In addition, an announcement at I/O about improvements to the Google Plus social network, including a redesign of its interface, could be of interest to Apps administrators who have turned that service on for their users. Google Plus isn't officially part of Google Apps, which means it's not subject to the uptime guarantees and other terms that govern the suite's core applications. However, since August of last year, Google has been adding features for Apps administrators and for people who use it at work, and it's expected that at some point Google Plus will be formally added to the Apps suite.
"Inside the enterprise, there's a lot of value in all the Plus features, but there are concerns, the number one being that Plus isn't an official part of Apps for Business," said Tom Austin, a Gartner analyst who attended I/O.

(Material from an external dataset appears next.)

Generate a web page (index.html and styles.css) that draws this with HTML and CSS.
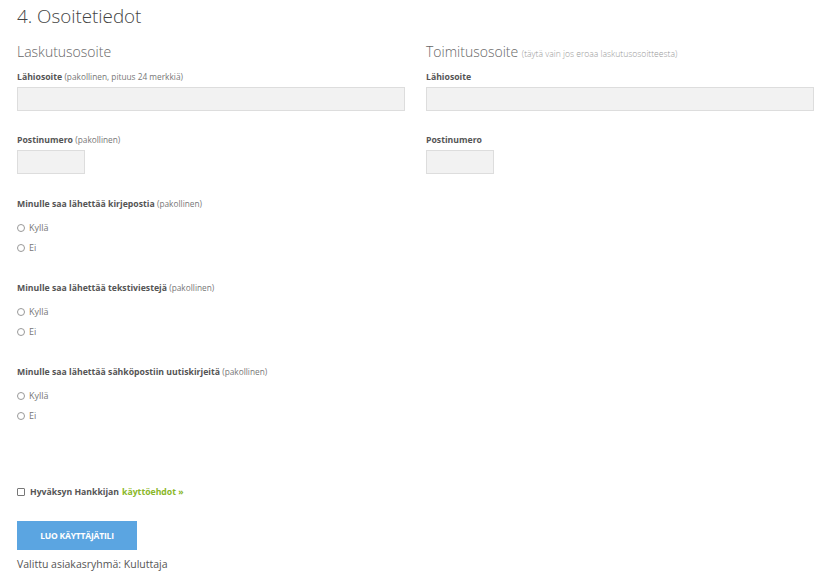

Austin was struck by the fruits of the ongoing efforts at Google, spearheaded by CEO Larry Page, to streamline and unify the company's product roster and provide a consistent, single, integrated cloud experience. "It's one experience, one set of tools. They all work with each other," he said.
Austin also sees great potential value for enterprises in Google's focus on automated "personal assistance" features as provided by services such as Google Now. This type of technology can make workers significantly more efficient, productive and effective, he said.
"It can help them prioritize their day, pay attention to the right things and ignore the toasts popping up on email," he said. "It can help people to focus and concentrate to find relevant information they didn't know they needed to have. I'm thrilled Google is heading down this path."